The Frozen Fowl of Pond Square

The ghost maker in this tale is no less a philosopher than the great Francis Bacon, once lord chancellor of England. In 1626, though, when he was 65 years old, he had been convicted of bribery, sentenced to the Tower of London, and fined 40,000 pounds. Although later pardoned, Bacon was forbidden to hold public office again. Thus freed from the struggle for worldly powers, he turned his mind to the mysteries of the universe and to the methods by which a man might solve them.

He was riding through the streets of Highgate one snowy March day in 1626 when a universal mystery occurred to him. Why was grass that had lain under snow all winter still green and fresh when his carriage wheels exposed it to the air? Did the snow somehow act as a preservative?

Bacon instantly stopped his carriage at Pond Square and ordered his coachman to buy a chicken from a farm nearby. Next he had the coachman kill the bird, pluck off most of its feathers, and clean out the abdominal cavity. Then, to the amazement of the small crowd pressing around him, Bacon stooped down and began stuffing the bird with snow. This done, he put it in a sack and filled the sack with more snow.
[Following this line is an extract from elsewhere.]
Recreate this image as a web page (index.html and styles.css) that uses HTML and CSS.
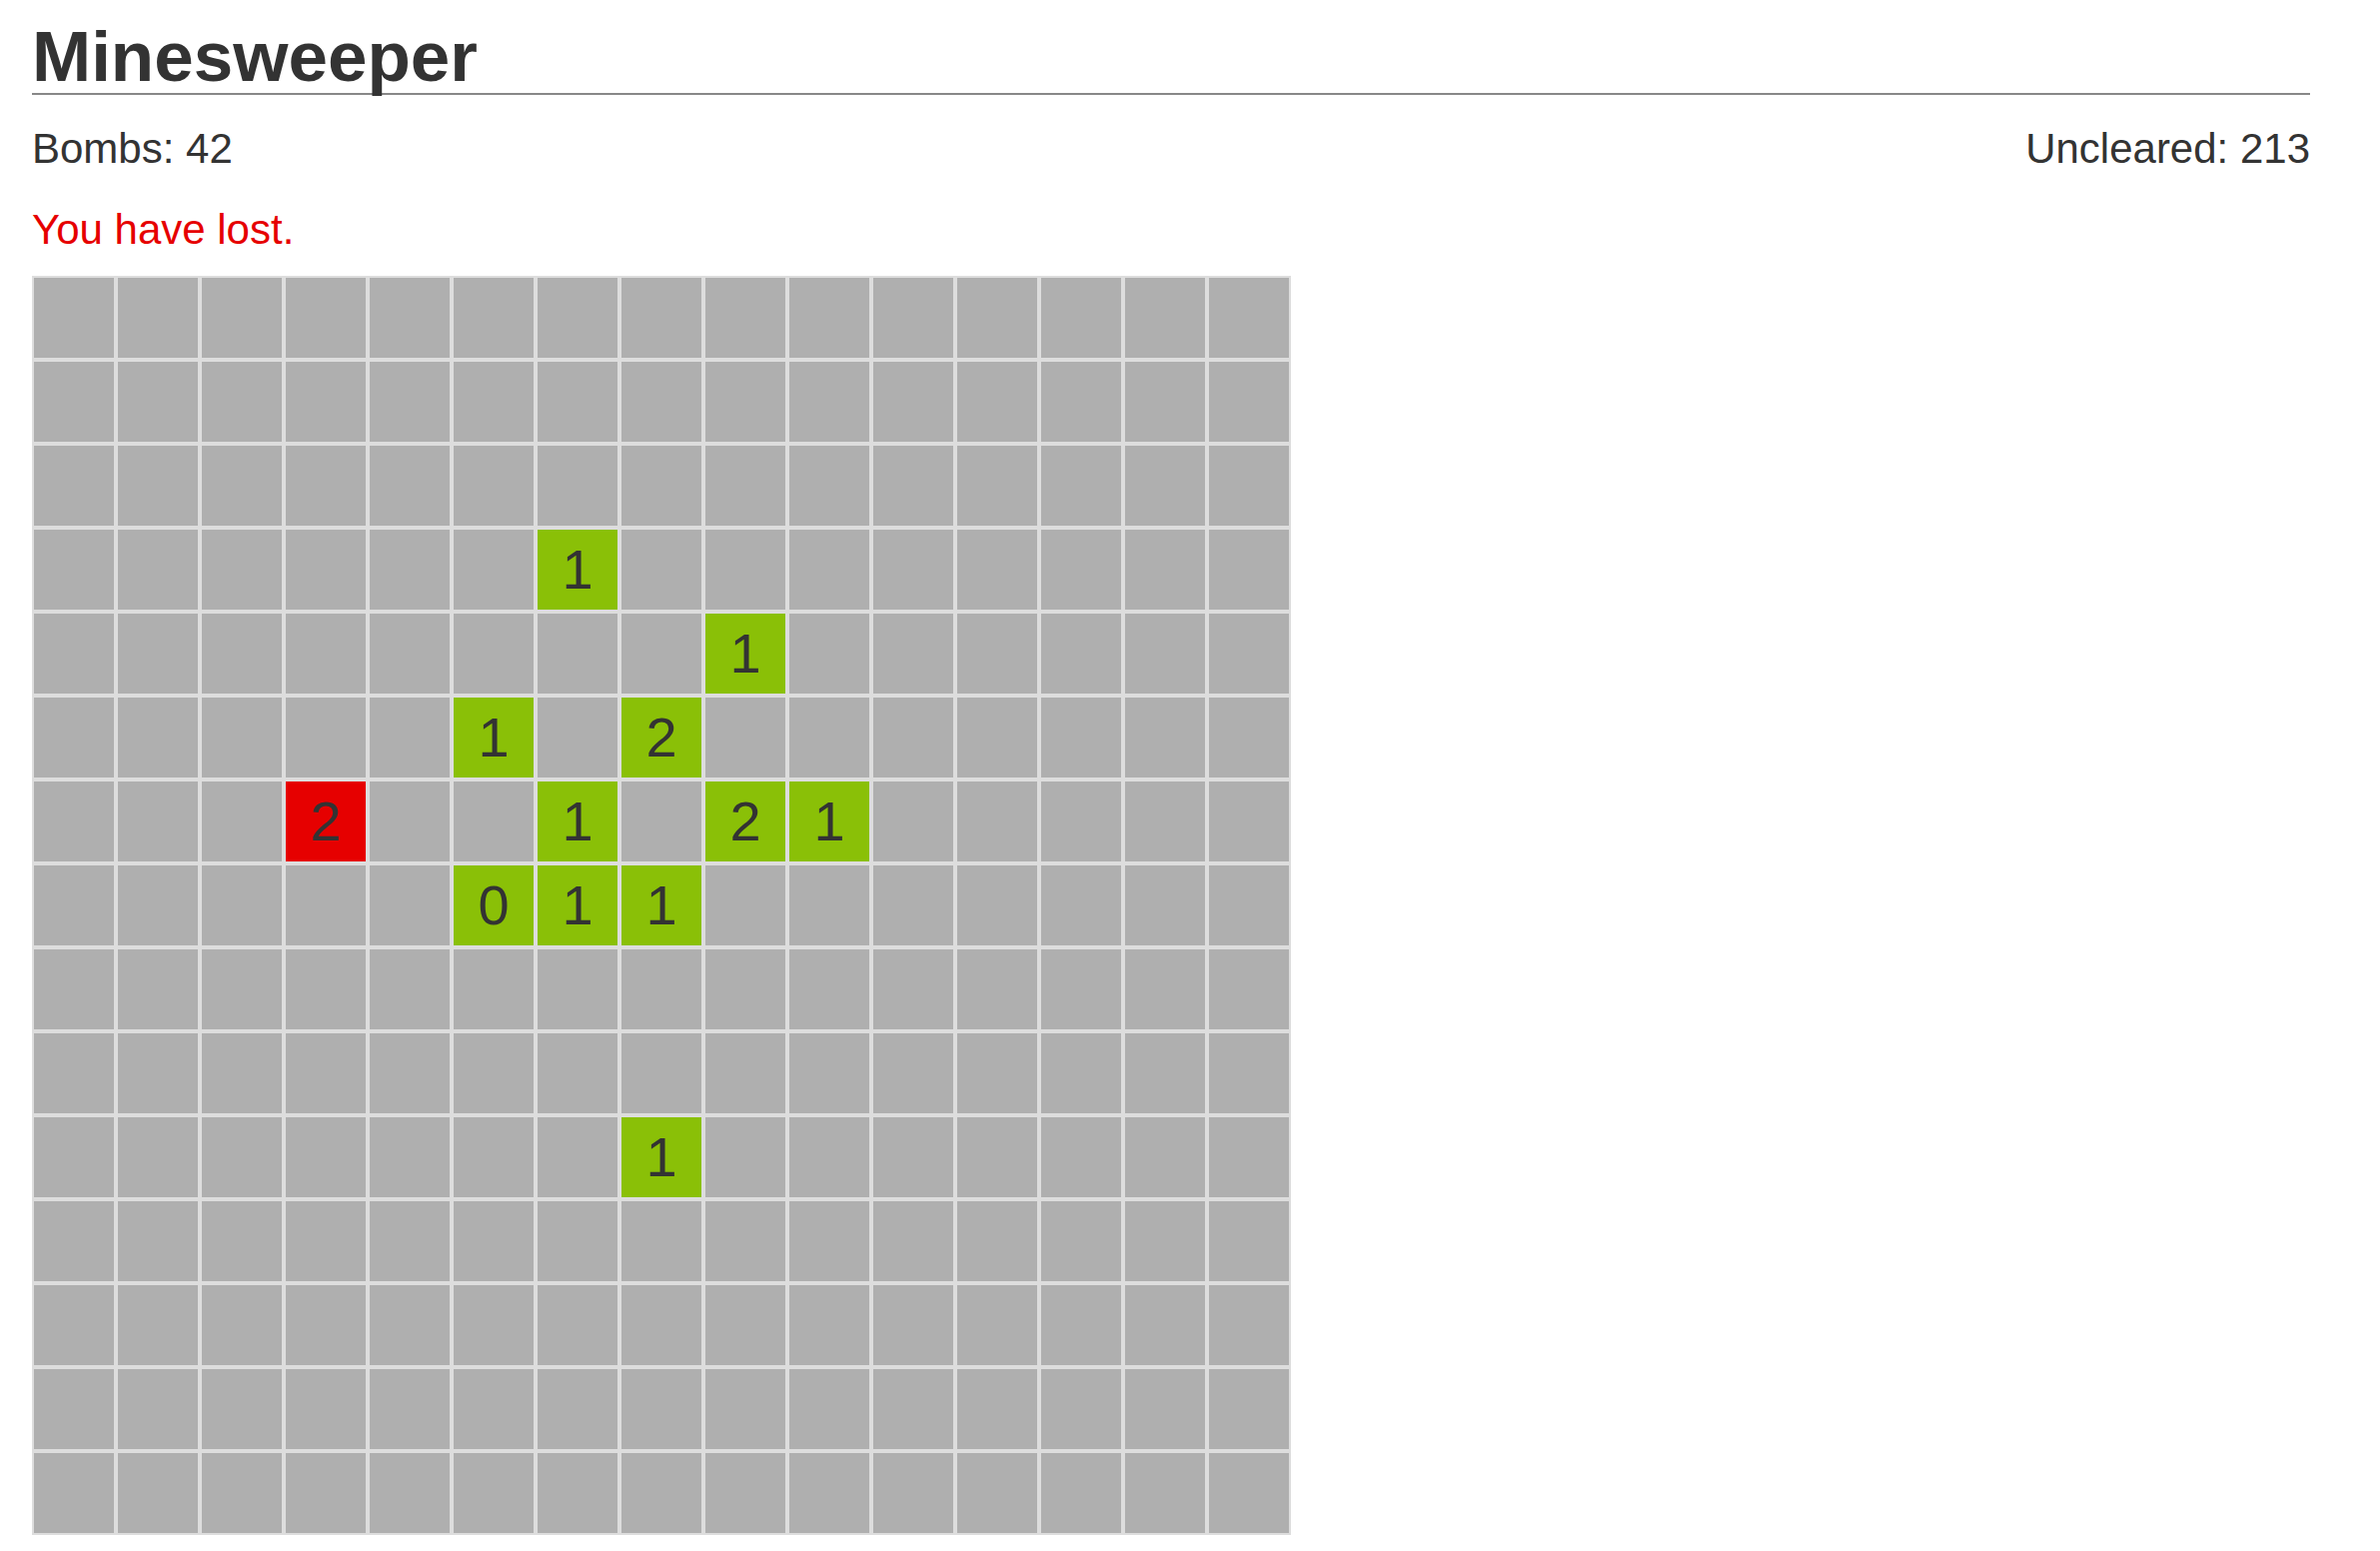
FILE: index.html
```html
<!DOCTYPE html>
<html lang="en">
<head>
<meta charset="utf-8">
<title>Minesweeper</title>
<link rel="stylesheet" href="styles.css">
</head>
<body>
<div class="page">
  <h1 class="title">Minesweeper</h1>
  <div class="stats">
    <span>Bombs: 42</span>
    <span>Uncleared: 213</span>
  </div>
  <p class="status">You have lost.</p>
  <div class="board">
    <div class="cell"></div><div class="cell"></div><div class="cell"></div><div class="cell"></div><div class="cell"></div><div class="cell"></div><div class="cell"></div><div class="cell"></div><div class="cell"></div><div class="cell"></div><div class="cell"></div><div class="cell"></div><div class="cell"></div><div class="cell"></div><div class="cell"></div>
    <div class="cell"></div><div class="cell"></div><div class="cell"></div><div class="cell"></div><div class="cell"></div><div class="cell"></div><div class="cell"></div><div class="cell"></div><div class="cell"></div><div class="cell"></div><div class="cell"></div><div class="cell"></div><div class="cell"></div><div class="cell"></div><div class="cell"></div>
    <div class="cell"></div><div class="cell"></div><div class="cell"></div><div class="cell"></div><div class="cell"></div><div class="cell"></div><div class="cell"></div><div class="cell"></div><div class="cell"></div><div class="cell"></div><div class="cell"></div><div class="cell"></div><div class="cell"></div><div class="cell"></div><div class="cell"></div>
    <div class="cell"></div><div class="cell"></div><div class="cell"></div><div class="cell"></div><div class="cell"></div><div class="cell"></div><div class="cell open">1</div><div class="cell"></div><div class="cell"></div><div class="cell"></div><div class="cell"></div><div class="cell"></div><div class="cell"></div><div class="cell"></div><div class="cell"></div>
    <div class="cell"></div><div class="cell"></div><div class="cell"></div><div class="cell"></div><div class="cell"></div><div class="cell"></div><div class="cell"></div><div class="cell"></div><div class="cell open">1</div><div class="cell"></div><div class="cell"></div><div class="cell"></div><div class="cell"></div><div class="cell"></div><div class="cell"></div>
    <div class="cell"></div><div class="cell"></div><div class="cell"></div><div class="cell"></div><div class="cell"></div><div class="cell open">1</div><div class="cell"></div><div class="cell open">2</div><div class="cell"></div><div class="cell"></div><div class="cell"></div><div class="cell"></div><div class="cell"></div><div class="cell"></div><div class="cell"></div>
    <div class="cell"></div><div class="cell"></div><div class="cell"></div><div class="cell boom">2</div><div class="cell"></div><div class="cell"></div><div class="cell open">1</div><div class="cell"></div><div class="cell open">2</div><div class="cell open">1</div><div class="cell"></div><div class="cell"></div><div class="cell"></div><div class="cell"></div><div class="cell"></div>
    <div class="cell"></div><div class="cell"></div><div class="cell"></div><div class="cell"></div><div class="cell"></div><div class="cell open">0</div><div class="cell open">1</div><div class="cell open">1</div><div class="cell"></div><div class="cell"></div><div class="cell"></div><div class="cell"></div><div class="cell"></div><div class="cell"></div><div class="cell"></div>
    <div class="cell"></div><div class="cell"></div><div class="cell"></div><div class="cell"></div><div class="cell"></div><div class="cell"></div><div class="cell"></div><div class="cell"></div><div class="cell"></div><div class="cell"></div><div class="cell"></div><div class="cell"></div><div class="cell"></div><div class="cell"></div><div class="cell"></div>
    <div class="cell"></div><div class="cell"></div><div class="cell"></div><div class="cell"></div><div class="cell"></div><div class="cell"></div><div class="cell"></div><div class="cell"></div><div class="cell"></div><div class="cell"></div><div class="cell"></div><div class="cell"></div><div class="cell"></div><div class="cell"></div><div class="cell"></div>
    <div class="cell"></div><div class="cell"></div><div class="cell"></div><div class="cell"></div><div class="cell"></div><div class="cell"></div><div class="cell"></div><div class="cell open">1</div><div class="cell"></div><div class="cell"></div><div class="cell"></div><div class="cell"></div><div class="cell"></div><div class="cell"></div><div class="cell"></div>
    <div class="cell"></div><div class="cell"></div><div class="cell"></div><div class="cell"></div><div class="cell"></div><div class="cell"></div><div class="cell"></div><div class="cell"></div><div class="cell"></div><div class="cell"></div><div class="cell"></div><div class="cell"></div><div class="cell"></div><div class="cell"></div><div class="cell"></div>
    <div class="cell"></div><div class="cell"></div><div class="cell"></div><div class="cell"></div><div class="cell"></div><div class="cell"></div><div class="cell"></div><div class="cell"></div><div class="cell"></div><div class="cell"></div><div class="cell"></div><div class="cell"></div><div class="cell"></div><div class="cell"></div><div class="cell"></div>
    <div class="cell"></div><div class="cell"></div><div class="cell"></div><div class="cell"></div><div class="cell"></div><div class="cell"></div><div class="cell"></div><div class="cell"></div><div class="cell"></div><div class="cell"></div><div class="cell"></div><div class="cell"></div><div class="cell"></div><div class="cell"></div><div class="cell"></div>
    <div class="cell"></div><div class="cell"></div><div class="cell"></div><div class="cell"></div><div class="cell"></div><div class="cell"></div><div class="cell"></div><div class="cell"></div><div class="cell"></div><div class="cell"></div><div class="cell"></div><div class="cell"></div><div class="cell"></div><div class="cell"></div><div class="cell"></div>
  </div>
</div>
</body>
</html>
```

FILE: styles.css
```css
html, body {
  margin: 0;
  padding: 0;
  background: #ffffff;
}

body {
  font-family: "Liberation Sans", Arial, Helvetica, sans-serif;
  color: #333333;
}

.page {
  width: 2280px;
  padding: 20px 0 0 32px;
}

.title {
  margin: 0;
  font-size: 71px;
  font-weight: bold;
  line-height: 73px;
  border-bottom: 2px solid #888888;
  color: #333333;
}

.stats {
  display: flex;
  justify-content: space-between;
  margin-top: 30px;
  font-size: 42px;
  line-height: 48px;
}

.status {
  margin: 33px 0 0 0;
  font-size: 42px;
  line-height: 48px;
  color: #e60000;
}

.board {
  display: grid;
  grid-template-columns: repeat(15, 84px);
  grid-auto-rows: 84px;
  margin-top: 22px;
  width: 1260px;
}

.cell {
  box-sizing: border-box;
  border: 2px solid #dddddd;
  background: #afafaf;
  font-size: 56px;
  line-height: 80px;
  text-align: center;
  color: #333333;
}

.cell.open {
  background: #8ac007;
}

.cell.boom {
  background: #e60000;
}
```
While he was treating the chicken in this unnatural way, a fit of shivering seized him, and he collapsed on the snow. He was taken to the home of his friend Lord Arundel and died there within a few days.

What happened to Lord Bacon after he died, nobody knows. But the chicken, bound, it seems, to the environs of Pond Square by the sudden outrage that befell it, has been frequently seen there since its death. Stripped of its feathers and shivering, it invariably half runs, and half flaps, always in circles. “It was a big whitish bird,” according to Mrs. John Greenhill who resided at Pond Square during World War II and often saw the chicken on moonlit nights. Aircraftman Terence Long was another witness, also during the war. He was crossing the square one night when he heard the sound of hooves and carriage wheels. He looked around but saw nothing—except a shivering, half-naked chicken flapping pathetically in circles. An Air Raid Precautions fire-watcher came along and told Aircraftman Long that the bird was a habitué of the square. A man had tried to snare it a month or two earlier, he said, but it had disappeared into a brick wall.

One January night in 1969 a motorist who was delayed in Pond Square with car trouble noticed a large white bird near a wall. Seeing that most of its feathers had been plucked, and thinking that a gang of youths might have abused the bird, he looked about him before going to rescue the poor creature. When he turned back, the bird was gone. A year later, in February, a young man and woman were saying good night to each other when a big white bird alighted noiselessly on the ground beside them. It ran twice in a circle and then vanished into the darkness.

[Does this excerpt from C. S. Lewis’ 1947 book, Miracles, make the above three stories—and millions more like them—more plausible, or at least easier to accept?]

The mere idea of a New Nature, a Nature beyond Nature, a systematic and diversified reality which is “supernatural” in relation to the world of our five present senses but “natural” from its own point of view, is profoundly shocking to a certain philosophical preconception from which we all suffer. I think Kant is at the root of it. It may be expressed by saying that we are prepared to believe either in a reality with one floor or in a reality with two floors, but not in a reality like a skyscraper with many floors. We are prepared, on the one hand, for the sort of reality that Naturalists believe in. That is a one-floor reality: this present Nature is all that there is. We are also prepared for reality as “religion” conceives it: a reality with a ground floor (Nature) and then above that one other floor and one only—an eternal, spaceless, timeless, spiritual Something of which we can have no images and which, if it presents itself to human consciousness at all, does so in a mystical experience which shatters all our categories of thought. What we are not prepared for is anything in between. We feel quite sure that the first step beyond the world of our present experience must lead either nowhere at all or else into the blinding abyss of undifferentiated spirituality, the unconditioned, the absolute. That is why many believe in God who cannot believe in angels and an angelic world. That is why many believe in immortality who cannot believe in the resurrection of the body. That is why Pantheism is more popular than Christianity, and why many desire a Christianity stripped of its miracles. I cannot now understand, but I well remember, the passionate conviction with which I myself once defended this prejudice. Any rumour of floors or levels intermediate between the Unconditioned and the world revealed by our present senses I rejected without trial as “mythology.”